Mums are caught in a conundrum. Taking a toddler shopping is akin to walking into a land mine site yet the groceries need to be bought, and the other necessities of life. When I first experienced shopping with a daughter who had just entered toddlerhood, I left exhausted and frazzled, with little more than a loaf of bread and three new singlets for my darling. I had entered a new realm of shopping. Unlike the baby year, where good timing was the key to successful shopping, taking a toddler along required a whole new level of skills. Negotiations over hopping back in the pram became necessary. Explanations over why she can’t take everything within reach home with her were needed – or indeed why she can’t touch everything within reach. Diversion tactics, patience and the ability to compromise became part of the shopping experience.

The land mines in shopping centres are many and varied. At first I wasn’t aware of where they all were, or what form they came in, but over time I felt I’d mastered it and have managed to actually enjoy our shopping adventures together. Pet shops are included in the itinerary, home wares shops are a definite no go zone, toy shops are reserved for when there is lots of time spare, post offices and news agencies require careful negotiation to fit a pram through and must be surveyed for boxes lying in the aisles upon entry.

But a new land mine of explosive caliber has come into my life. Princess Toddler discovered the shopping centre ride. Likely to reduce the calmest of toddler to a tantrum of an ear-piercing, foot stomping nature, these have become the bane of my existence. Gone are the days of happily sliding the pram along a slippery tile floor between stores. Gone in fact is the ability to go to my local shopping strip without tantrums over these evil rides.

Having been acutely aware for some time now that it would be the ultimate mistake to give Princess Toddler a go on one of these rides, I have avoided so much as glancing in their direction. But as her awareness has grown, so has her discovery that these rides look like fun. It hasn’t helped matters that she’s even seen other kids smiling as they bob up and down in a ladybug that beeps and flashes red. I even relented and gave her a turn one time, but the fascination has remained much the same.

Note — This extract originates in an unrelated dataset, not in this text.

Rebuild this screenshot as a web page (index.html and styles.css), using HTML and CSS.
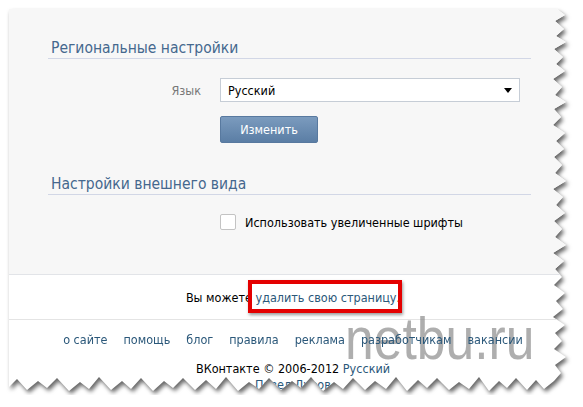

The worst thing is that at my local shopping zone, there is one of these wretched rides on either side of the street. There’s a train on one side, a car on the other. This means that every time we go to the newsagents, the post office, the supermarket, the bakery, the library etc etc, we have to pass them. At first I tried ignoring my daughter all together when she said ‘train,’ ‘train.’ That worked for a while. But over time the pleas became more insistent. And finally reached tantrum stage. I let her sit on one without inserting any coins but that was less than satisfactory. Now my shopping trips are a nightmare and unless I have four dollars to throw away each time we go to the local shopping strip, I just walk on by as quickly as I can and watch as people eye my screaming child. I feel for her. I’d love to give her a go every time we go to the shops, but sorry baby, I don’t have $12 a week to throw in a car or train.